Aplerh-Doku Borlabi Ghana, b. 1987

Overview
Borlabi’s early works applied his foundational learning in academic painting, creating naturalistic compositions, and for years he grappled with finding a visual language that felt authentic. Using coconut sheath to create the skin of the figures in his portraits, he found a way to embody his own culture and ethnic identity into his practice. The coconut tree and fruit is now part of the artist’s daily visual experience. From a distance, the mixed media works of oil paint and coconut husk on canvas, appear as richly toned brown skin. The intrinsic properties of the coconut sheath’s multiple layers, longhairs, and varying shades of brown whimsically renders skin texture and bone structure, while emulating the way natural light surfaces on skin. With one medium, the artist was able to capture the physical colour complexities of black people’s skin, and visually narrate the physical organic connections of humanity, and plant life.
Exhibitions
Biography
Aplerh-Doku Borlabi was formally trained at Ghanatta College of Arts and Design, the alma mater of his mentor, acclaimed contemporary artist, Amaoko Boafo and his studio is today part of the Amoako Boafo Studio. Borlabi grew up in the CoCo Beach area of Accra, where he draws his inspiration for his current work. 

  

Solo exhibitions include Uncaged and Watered, Gallery 1957, London, UK (2023); In Our Nature, Septieme Gallery, Paris, France (2023) and Shia Hiɛ Nyam Woo: Honouring Home, Gallery 1957, Accra, Ghana (2022).
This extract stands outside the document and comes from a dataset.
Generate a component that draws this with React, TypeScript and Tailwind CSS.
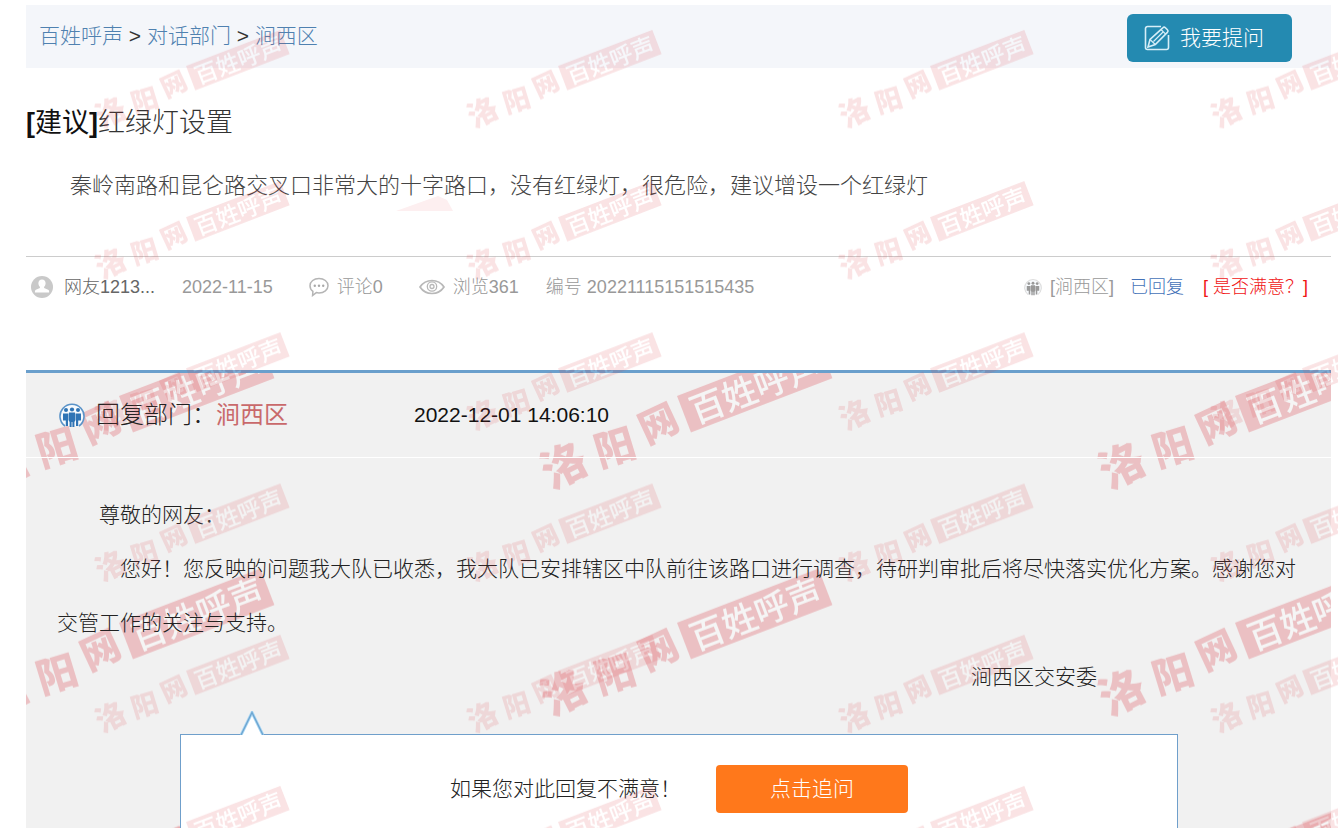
import React from "react";

type WatermarkProps = {
    id: string
    x: number
    y: number
    scale: number
    opacity: number
}

// repeating site logo, one tile is 372 x 151.2 at scale 1
const Watermark = ({ id, x, y, scale, opacity }: WatermarkProps) => (
    <svg aria-hidden="true" className="pointer-events-none absolute inset-0 h-full w-full">
        <defs>
            <pattern
                id={id}
                width="372"
                height="151.2"
                patternUnits="userSpaceOnUse"
                patternTransform={`translate(${x} ${y}) scale(${scale})`}
            >
                <g
                    transform="translate(96 52) rotate(-21)"
                    opacity={opacity}
                    fontFamily='"Noto Sans CJK SC", sans-serif'
                    fontWeight="900"
                    textAnchor="middle"
                >
                    <g fill="#d8323c">
                        <text x="-87" y="27" fontSize="30" transform="rotate(-6 -87 16)">洛</text>
                        <text x="-51" y="27" fontSize="27" transform="rotate(4 -51 17)">阳</text>
                        <text x="-18" y="22" fontSize="26" transform="rotate(-4 -18 13)">网</text>
                    </g>
                    <rect width="101" height="26" fill="#d8323c" />
                    <text x="51" y="22" fill="#fff" fontSize="23" fontWeight="500">百姓呼声</text>
                </g>
            </pattern>
        </defs>
        <rect width="100%" height="100%" fill={`url(#${id})`} />
    </svg>
)

const PenIcon = () => (
    <svg viewBox="0 0 26 26" className="h-[26px] w-[26px]" fill="none" stroke="#d6eef8" strokeWidth="1.6">
        <path d="M17 1.5H3.5a2 2 0 0 0-2 2v19a2 2 0 0 0 2 2h19a2 2 0 0 0 2-2V10" />
        <path d="M4 22l2-7.500L18.800 2.800c.8-.8 1.800-.8 2.600 0l2 2c.8.8.8 1.800 0 2.600L11.300 19.500z" />
        <path d="M6 14.500l5.300 5M17 4.500l4.700 4.600M9.500 16.500L19.300 6.800" strokeWidth="1.200" />
    </svg>
)

const UserIcon = () => (
    <svg viewBox="0 0 22 22" className="h-[22px] w-[22px]">
        <circle cx="11" cy="11" r="11" fill="#c9c9c9" />
        <path
            d="M11 3.500c2.200 0 3.600 1.600 3.600 3.700 0 1.500-.6 2.800-1.500 3.600v1.300l4 1.600c.8.4 1 .9 1 1.700v1.200H3.900v-1.200c0-.8.3-1.300 1-1.700l4-1.600v-1.300c-.9-.8-1.500-2.100-1.500-3.600 0-2.100 1.400-3.700 3.600-3.700z"
            fill="#fff"
        />
    </svg>
)

const CommentIcon = () => (
    <svg viewBox="0 0 20 20" className="h-5 w-5">
        <path
            d="M10 1.500c5 0 9 3 9 7.200s-4 7.200-9 7.200c-1 0-1.900-.1-2.700-.3L3.600 18.500l.3-4.200C2.100 13 1 11 1 8.700 1 4.500 5 1.500 10 1.500z"
            fill="#fff"
            stroke="#b5b5b5"
            strokeWidth="1.500"
        />
        <circle cx="5.800" cy="8.800" r="1.200" fill="#a8a8a8" />
        <circle cx="10" cy="8.800" r="1.200" fill="#a8a8a8" />
        <circle cx="14.200" cy="8.800" r="1.200" fill="#a8a8a8" />
    </svg>
)

const EyeIcon = () => (
    <svg viewBox="0 0 26 16" className="h-4 w-[26px]" fill="none" stroke="#b8b8b8">
        <path d="M1 8c3-4.500 7.300-6.500 12-6.500S22 3.500 25 8c-3 4.500-7.300 6.500-12 6.500S4 12.500 1 8z" strokeWidth="1.700" />
        <circle cx="13" cy="7.500" r="4.700" strokeWidth="1.300" />
        <circle cx="13" cy="7.500" r="2" strokeWidth="1.300" />
    </svg>
)

const GroupIcon = ({ color, ring, className }: { color: string; ring: string; className: string }) => (
    <svg viewBox="0 0 26 24" className={className}>
        <path d="M6 23A12 12 0 1 1 20 23" fill="#f7fafd" stroke={ring} strokeWidth="1.600" />
        <g fill={color}>
            <circle cx="7" cy="7" r="2" />
            <circle cx="13" cy="6.500" r="2.100" />
            <circle cx="19" cy="7" r="2" />
            <path d="M4 10.500h5.500v7H9v5.500H6.800v-5.500H4zM16.500 10.500H22v7h-2.800v5.500H17v-5.500h-.5z" />
            <path d="M10 9.500h6v9h-.6V24h-2V19h-.8v5h-2v-5.500H10z" />
        </g>
    </svg>
)

const App = () => {
    return (
        <div className='relative h-screen overflow-hidden bg-white pt-[5px] pr-[7px] pl-[26px] font-["Liberation_Sans","Noto_Sans_CJK_SC",sans-serif] font-light text-[#222]'>
            <header className="flex h-[63px] items-start justify-between bg-[#f4f6fa] pr-[39px] pl-[13px]">
                <nav className="text-[21px] leading-[62px] text-[#333]">
                    <a href="#home" className="text-[#4f81b0]">百姓呼声</a>
                    {" > "}
                    <a href="#departments" className="text-[#4f81b0]">对话部门</a>
                    {" > "}
                    <a href="#jianxi" className="text-[#4f81b0]">涧西区</a>
                </nav>
                <button
                    type="button"
                    className="relative z-10 mt-[9px] flex h-12 w-[165px] items-center gap-[10px] rounded-md bg-[#248ab1] pl-[17px] text-[21px] text-white"
                >
                    <PenIcon />
                    我要提问
                </button>
            </header>

            <main>
                <section className="relative">
                    <svg aria-hidden="true" viewBox="0 0 58 16" className="absolute top-[96px] left-[370px] h-4 w-[58px]">
                        <path d="M0 15L42 0l9 4 6 11z" fill="#fdeff0" />
                    </svg>
                    <h1 className="mt-8 text-[27px] leading-[46px] text-[#333]">
                        <span className="font-bold text-[#111]">[</span>
                        <span className="font-normal text-[#111]">建议</span>
                        <span className="font-bold text-[#111]">]</span>
                        红绿灯设置
                    </h1>
                    <p className="relative mt-[22px] indent-[2em] text-[22px] leading-9 text-[#444]">
                        秦岭南路和昆仑路交叉口非常大的十字路口，没有红绿灯，很危险，建议增设一个红绿灯
                    </p>
                    <div className="mt-[52px] flex h-[61px] items-center justify-between border-t border-[#ccc] pr-[23px] pl-[5px] text-[18px] text-[#999]">
                        <div className="flex items-center">
                            <UserIcon />
                            <span className="ml-[11px] text-[#666]">网友1213...</span>
                            <span className="ml-[27px]">2022-11-15</span>
                            <span className="ml-[36px] flex items-center gap-2">
                                <CommentIcon />
                                评论0
                            </span>
                            <span className="ml-[36px] flex items-center gap-2">
                                <EyeIcon />
                                浏览361
                            </span>
                            <span className="ml-[27px]">编号 20221115151515435</span>
                        </div>
                        <div className="flex items-center">
                            <GroupIcon color="#999" ring="#ddd" className="h-[18px] w-[18px]" />
                            <span className="ml-2">[涧西区]</span>
                            <span className="ml-4 text-[#4472b8]">已回复</span>
                            <a href="#rate" className="ml-[19px] text-[#f01414]">[ 是否满意？]</a>
                        </div>
                    </div>
                </section>

                <section className="relative mt-[53px] border-t-[3px] border-[#6a9fcc] bg-[#f1f1f1] pb-20">
                    <Watermark id="mark-reply" x={-51} y={-55} scale={1.5} opacity={0.26} />
                    <div className="relative flex h-[85px] items-center border-b border-white pl-[33px]">
                        <GroupIcon color="#2f74b5" ring="#5b93c8" className="h-6 w-[26px]" />
                        <h2 className="ml-[11px] text-[24px] text-[#222]">
                            回复部门：<span className="font-normal text-[#c9696b]">涧西区</span>
                        </h2>
                        <time className="ml-[126px] text-[21px] text-[#111]">2022-12-01 14:06:10</time>
                    </div>
                    <div className="relative pt-[30px] pr-[30px] pl-[31px] text-[21px] leading-[54px] text-[#222]">
                        <p className="indent-[2em]">尊敬的网友：</p>
                        <p className="indent-[3em]">
                            您好！您反映的问题我大队已收悉，我大队已安排辖区中队前往该路口进行调查，待研判审批后将尽快落实优化方案。感谢您对交管工作的关注与支持。
                        </p>
                        <p className="pr-[204px] text-right">涧西区交安委</p>
                    </div>
                    <div className="relative mr-[153px] ml-[154px] mt-[30px] flex items-start justify-center gap-[35px] border border-[#6f9fcb] bg-white pt-[30px] pb-10 text-[21px]">
                        <svg aria-hidden="true" viewBox="0 0 24 24" className="absolute -top-6 left-[59px] h-6 w-6">
                            <path d="M1 24L12 1.500 23 24z" fill="#fff" />
                            <path d="M1 24L12 1.500 23 24" fill="none" stroke="#a9d6f3" strokeWidth="3" />
                            <path d="M1 24L12 1.500 23 24" fill="none" stroke="#6da5d0" strokeWidth="1.300" />
                        </svg>
                        <p className="leading-[48px]">如果您对此回复不满意！</p>
                        <button type="button" className="h-12 w-48 rounded bg-[#ff781b] text-white">
                            点击追问
                        </button>
                    </div>
                </section>
            </main>

            <Watermark id="mark-page" x={90} y={14} scale={1} opacity={0.14} />
        </div>
    );
}


export default App;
Group shows include Unlimited, Gallery 1957, Accra, Ghana (2022); 18 (Rising Ghana), PM/AM Gallery, London, UK (2022); Winner Takes All, Marianne Boesky Gallery, New York, USA, curated by Amoako Boafo and Larry Ossei-Mensah (2022) and Could You Be Loved, Gallery 1957, Gallery III, Accra, Ghana (2021). Borlabi has participated in Art X Lagos, with Gallery 1957 in 2021.